**Supplied material**
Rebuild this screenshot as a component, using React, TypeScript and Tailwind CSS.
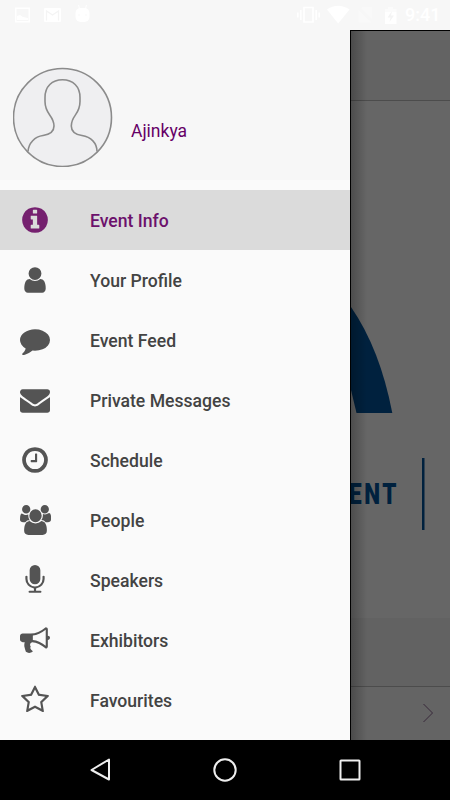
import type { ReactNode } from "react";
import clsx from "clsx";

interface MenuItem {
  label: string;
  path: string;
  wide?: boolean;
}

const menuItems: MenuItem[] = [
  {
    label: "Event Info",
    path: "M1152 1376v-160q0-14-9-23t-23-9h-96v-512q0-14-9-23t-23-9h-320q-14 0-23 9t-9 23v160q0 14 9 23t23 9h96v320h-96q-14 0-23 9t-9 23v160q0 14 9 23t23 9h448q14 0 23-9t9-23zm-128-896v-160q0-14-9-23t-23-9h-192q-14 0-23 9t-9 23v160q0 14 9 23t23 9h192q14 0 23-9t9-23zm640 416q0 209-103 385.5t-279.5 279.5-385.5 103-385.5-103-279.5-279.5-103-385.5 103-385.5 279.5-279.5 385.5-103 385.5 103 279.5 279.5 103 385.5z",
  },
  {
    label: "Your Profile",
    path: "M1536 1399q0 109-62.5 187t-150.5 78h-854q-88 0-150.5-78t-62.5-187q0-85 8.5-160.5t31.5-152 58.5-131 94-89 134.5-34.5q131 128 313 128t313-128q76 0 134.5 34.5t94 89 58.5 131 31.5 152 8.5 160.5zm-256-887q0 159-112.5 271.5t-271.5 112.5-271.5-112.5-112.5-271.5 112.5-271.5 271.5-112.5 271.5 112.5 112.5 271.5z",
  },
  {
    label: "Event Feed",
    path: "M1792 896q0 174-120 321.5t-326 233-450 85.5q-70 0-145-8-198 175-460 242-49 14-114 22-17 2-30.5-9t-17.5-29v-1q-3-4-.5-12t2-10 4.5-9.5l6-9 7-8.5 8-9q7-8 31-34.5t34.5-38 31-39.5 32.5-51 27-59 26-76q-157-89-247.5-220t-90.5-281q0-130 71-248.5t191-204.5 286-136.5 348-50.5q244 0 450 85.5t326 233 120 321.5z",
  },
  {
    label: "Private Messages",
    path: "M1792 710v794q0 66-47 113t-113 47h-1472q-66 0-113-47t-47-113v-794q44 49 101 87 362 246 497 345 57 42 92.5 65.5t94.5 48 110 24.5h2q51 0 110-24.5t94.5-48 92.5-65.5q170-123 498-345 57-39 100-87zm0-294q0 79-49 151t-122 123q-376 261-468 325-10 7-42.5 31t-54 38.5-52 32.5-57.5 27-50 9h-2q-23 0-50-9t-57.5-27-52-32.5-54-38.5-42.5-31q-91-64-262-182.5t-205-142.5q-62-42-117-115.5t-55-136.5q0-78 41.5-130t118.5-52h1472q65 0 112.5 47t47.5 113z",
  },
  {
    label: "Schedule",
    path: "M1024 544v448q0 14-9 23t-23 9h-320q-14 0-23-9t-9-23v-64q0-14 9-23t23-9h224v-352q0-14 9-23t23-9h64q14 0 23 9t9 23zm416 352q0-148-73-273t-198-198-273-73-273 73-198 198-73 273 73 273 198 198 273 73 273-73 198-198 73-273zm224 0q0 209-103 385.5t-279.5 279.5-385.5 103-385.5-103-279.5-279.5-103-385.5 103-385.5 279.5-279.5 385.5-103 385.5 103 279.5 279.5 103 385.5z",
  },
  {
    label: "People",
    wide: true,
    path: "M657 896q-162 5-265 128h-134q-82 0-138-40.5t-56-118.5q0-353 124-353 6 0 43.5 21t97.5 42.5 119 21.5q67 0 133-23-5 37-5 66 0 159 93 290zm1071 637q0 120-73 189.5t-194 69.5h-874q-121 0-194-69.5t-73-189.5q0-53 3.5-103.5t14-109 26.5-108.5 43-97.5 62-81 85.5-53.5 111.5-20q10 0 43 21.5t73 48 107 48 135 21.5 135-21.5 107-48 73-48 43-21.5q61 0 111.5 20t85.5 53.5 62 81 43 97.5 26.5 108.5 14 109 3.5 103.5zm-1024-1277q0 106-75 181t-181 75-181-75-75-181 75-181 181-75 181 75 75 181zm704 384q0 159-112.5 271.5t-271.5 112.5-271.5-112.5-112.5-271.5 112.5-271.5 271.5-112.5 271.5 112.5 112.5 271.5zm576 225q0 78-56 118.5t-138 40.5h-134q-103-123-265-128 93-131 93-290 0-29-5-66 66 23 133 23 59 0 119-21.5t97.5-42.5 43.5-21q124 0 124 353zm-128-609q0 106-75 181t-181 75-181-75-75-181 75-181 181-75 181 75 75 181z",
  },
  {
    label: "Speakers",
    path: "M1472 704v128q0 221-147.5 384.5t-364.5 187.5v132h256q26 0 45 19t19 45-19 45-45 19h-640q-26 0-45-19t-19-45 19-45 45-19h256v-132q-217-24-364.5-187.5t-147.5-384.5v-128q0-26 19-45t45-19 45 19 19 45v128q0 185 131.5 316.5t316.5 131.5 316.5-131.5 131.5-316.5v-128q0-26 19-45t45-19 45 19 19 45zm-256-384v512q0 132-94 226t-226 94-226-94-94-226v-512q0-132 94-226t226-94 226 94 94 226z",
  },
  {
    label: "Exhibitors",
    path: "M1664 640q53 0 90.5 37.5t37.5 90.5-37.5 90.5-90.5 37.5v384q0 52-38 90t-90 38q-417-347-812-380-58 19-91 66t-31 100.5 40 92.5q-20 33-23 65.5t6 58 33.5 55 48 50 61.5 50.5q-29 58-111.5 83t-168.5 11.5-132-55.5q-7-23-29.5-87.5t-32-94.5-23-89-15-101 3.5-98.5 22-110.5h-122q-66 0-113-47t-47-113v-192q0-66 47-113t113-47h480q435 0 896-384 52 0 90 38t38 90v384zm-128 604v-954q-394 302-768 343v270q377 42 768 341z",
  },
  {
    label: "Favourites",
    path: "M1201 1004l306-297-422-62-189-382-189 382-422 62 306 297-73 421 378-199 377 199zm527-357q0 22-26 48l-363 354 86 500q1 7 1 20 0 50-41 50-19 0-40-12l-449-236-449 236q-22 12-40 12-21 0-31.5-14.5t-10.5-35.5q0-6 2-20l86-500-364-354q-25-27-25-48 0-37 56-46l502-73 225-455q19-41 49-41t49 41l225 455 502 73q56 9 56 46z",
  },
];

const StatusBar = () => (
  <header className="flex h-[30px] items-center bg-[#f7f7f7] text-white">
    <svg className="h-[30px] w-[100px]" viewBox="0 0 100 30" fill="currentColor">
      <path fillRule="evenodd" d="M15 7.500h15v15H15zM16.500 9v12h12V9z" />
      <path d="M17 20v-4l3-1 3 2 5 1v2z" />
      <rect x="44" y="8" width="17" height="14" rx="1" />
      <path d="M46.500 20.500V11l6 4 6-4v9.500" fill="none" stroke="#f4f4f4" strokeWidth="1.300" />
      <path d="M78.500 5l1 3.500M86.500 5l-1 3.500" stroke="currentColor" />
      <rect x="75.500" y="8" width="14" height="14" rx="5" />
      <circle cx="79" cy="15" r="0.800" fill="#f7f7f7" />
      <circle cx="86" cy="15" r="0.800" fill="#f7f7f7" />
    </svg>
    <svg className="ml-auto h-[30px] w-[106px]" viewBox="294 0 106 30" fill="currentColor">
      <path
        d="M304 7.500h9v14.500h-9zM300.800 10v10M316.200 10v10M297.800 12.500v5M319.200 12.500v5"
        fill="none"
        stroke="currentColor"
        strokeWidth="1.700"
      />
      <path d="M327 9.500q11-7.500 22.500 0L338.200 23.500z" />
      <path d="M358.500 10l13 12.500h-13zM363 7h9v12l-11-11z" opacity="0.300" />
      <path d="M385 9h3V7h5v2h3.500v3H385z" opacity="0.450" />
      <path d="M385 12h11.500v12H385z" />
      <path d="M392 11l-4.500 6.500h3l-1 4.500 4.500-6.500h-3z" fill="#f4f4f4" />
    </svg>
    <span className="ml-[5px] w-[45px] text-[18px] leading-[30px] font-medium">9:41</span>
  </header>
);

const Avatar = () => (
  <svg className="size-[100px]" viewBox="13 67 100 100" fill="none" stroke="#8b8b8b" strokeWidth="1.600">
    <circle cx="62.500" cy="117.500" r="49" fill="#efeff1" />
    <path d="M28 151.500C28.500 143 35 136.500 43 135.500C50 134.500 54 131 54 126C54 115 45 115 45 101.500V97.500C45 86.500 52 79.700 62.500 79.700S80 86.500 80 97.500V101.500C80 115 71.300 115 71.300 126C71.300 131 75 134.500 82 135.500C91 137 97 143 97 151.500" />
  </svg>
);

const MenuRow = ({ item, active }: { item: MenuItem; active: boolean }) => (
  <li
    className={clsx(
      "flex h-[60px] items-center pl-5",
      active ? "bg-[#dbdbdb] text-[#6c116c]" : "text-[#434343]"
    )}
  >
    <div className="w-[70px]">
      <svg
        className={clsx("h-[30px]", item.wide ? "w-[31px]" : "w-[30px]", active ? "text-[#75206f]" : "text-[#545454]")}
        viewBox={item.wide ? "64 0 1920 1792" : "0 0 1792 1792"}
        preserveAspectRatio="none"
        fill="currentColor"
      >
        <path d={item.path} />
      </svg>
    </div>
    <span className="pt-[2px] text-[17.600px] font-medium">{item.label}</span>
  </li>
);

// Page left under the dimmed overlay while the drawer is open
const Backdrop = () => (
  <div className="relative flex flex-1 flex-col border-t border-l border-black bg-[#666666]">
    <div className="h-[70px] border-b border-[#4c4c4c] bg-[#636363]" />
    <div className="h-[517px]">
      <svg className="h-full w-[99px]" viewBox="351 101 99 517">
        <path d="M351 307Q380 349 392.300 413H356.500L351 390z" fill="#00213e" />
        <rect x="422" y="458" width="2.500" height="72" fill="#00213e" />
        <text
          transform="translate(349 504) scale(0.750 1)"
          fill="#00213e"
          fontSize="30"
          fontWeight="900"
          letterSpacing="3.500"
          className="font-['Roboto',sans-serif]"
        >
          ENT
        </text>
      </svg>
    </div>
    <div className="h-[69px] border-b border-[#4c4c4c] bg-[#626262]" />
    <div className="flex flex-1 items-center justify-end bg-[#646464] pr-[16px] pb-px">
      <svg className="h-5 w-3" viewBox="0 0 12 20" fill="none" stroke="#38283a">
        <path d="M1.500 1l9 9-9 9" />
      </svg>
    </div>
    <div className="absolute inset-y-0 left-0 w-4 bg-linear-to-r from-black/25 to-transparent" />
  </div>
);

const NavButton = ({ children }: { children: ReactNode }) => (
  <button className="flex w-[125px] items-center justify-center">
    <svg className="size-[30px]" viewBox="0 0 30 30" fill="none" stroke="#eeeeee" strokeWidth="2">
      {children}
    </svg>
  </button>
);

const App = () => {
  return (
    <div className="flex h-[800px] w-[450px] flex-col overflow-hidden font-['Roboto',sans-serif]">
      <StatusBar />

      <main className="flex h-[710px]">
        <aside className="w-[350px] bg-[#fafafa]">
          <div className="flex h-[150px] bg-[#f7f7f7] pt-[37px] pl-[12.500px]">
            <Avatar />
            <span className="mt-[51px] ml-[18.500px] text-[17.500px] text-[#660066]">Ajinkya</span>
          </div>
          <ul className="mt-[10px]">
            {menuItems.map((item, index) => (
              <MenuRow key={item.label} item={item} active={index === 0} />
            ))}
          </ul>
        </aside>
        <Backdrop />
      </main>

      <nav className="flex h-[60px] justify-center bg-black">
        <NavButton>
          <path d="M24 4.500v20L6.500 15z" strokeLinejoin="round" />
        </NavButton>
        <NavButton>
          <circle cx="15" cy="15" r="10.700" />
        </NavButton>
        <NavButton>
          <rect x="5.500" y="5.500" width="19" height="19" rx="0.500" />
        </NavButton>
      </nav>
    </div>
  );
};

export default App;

==

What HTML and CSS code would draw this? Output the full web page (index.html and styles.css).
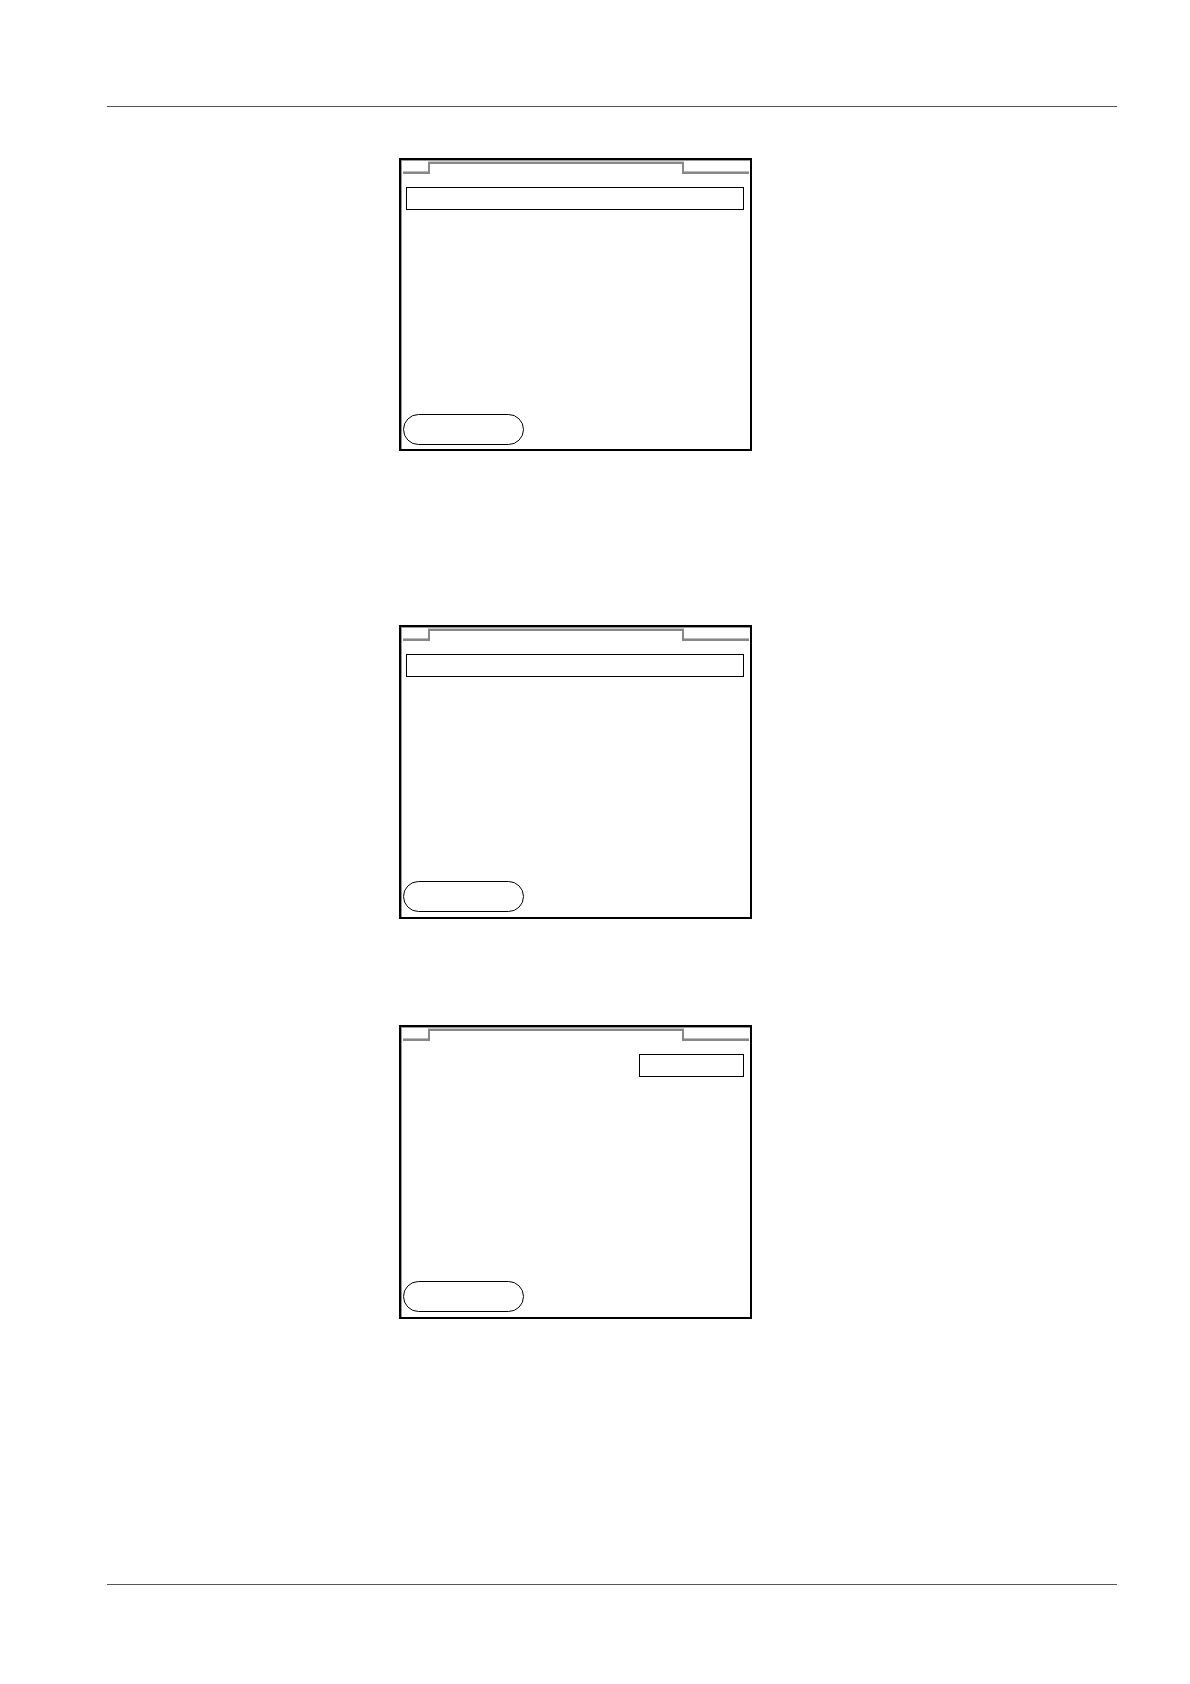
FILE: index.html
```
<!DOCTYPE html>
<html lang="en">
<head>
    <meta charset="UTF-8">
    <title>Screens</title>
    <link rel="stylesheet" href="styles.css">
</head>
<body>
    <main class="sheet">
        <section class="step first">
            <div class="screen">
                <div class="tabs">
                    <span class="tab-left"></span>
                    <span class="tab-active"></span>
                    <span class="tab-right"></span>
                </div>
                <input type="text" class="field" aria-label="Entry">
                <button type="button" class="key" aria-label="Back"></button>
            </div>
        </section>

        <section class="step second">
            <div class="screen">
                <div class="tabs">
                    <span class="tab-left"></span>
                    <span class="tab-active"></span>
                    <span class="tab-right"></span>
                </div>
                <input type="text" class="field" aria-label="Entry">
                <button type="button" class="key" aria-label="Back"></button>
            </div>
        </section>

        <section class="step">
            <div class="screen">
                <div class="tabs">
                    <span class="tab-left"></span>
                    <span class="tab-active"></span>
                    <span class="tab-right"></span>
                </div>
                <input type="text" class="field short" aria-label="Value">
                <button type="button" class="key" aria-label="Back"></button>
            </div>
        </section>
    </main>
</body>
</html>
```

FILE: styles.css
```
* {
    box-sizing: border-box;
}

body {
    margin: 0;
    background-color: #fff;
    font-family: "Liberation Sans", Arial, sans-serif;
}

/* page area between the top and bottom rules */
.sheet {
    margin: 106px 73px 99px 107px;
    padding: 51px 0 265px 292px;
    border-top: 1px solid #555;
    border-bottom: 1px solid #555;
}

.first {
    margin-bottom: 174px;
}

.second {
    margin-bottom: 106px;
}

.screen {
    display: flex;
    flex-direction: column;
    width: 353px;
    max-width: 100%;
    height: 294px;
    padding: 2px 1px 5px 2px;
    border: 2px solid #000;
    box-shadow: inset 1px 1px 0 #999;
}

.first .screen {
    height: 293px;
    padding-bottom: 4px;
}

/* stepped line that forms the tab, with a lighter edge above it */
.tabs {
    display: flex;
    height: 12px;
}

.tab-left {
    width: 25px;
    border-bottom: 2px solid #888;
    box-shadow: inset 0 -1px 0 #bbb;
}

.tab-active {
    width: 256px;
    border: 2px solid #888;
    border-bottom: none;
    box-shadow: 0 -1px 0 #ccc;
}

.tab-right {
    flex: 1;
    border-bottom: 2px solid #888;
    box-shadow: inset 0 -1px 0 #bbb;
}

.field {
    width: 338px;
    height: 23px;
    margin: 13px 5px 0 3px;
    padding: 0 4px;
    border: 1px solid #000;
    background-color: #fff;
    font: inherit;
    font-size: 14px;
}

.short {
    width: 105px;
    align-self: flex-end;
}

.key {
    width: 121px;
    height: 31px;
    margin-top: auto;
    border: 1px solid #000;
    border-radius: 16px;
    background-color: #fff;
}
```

**Exercise task**
Look through the material above and pick out each line holding the word "styles".

**Exercise output**
What HTML and CSS code would draw this? Output the full web page (index.html and styles.css).
    <link rel="stylesheet" href="styles.css">
FILE: styles.css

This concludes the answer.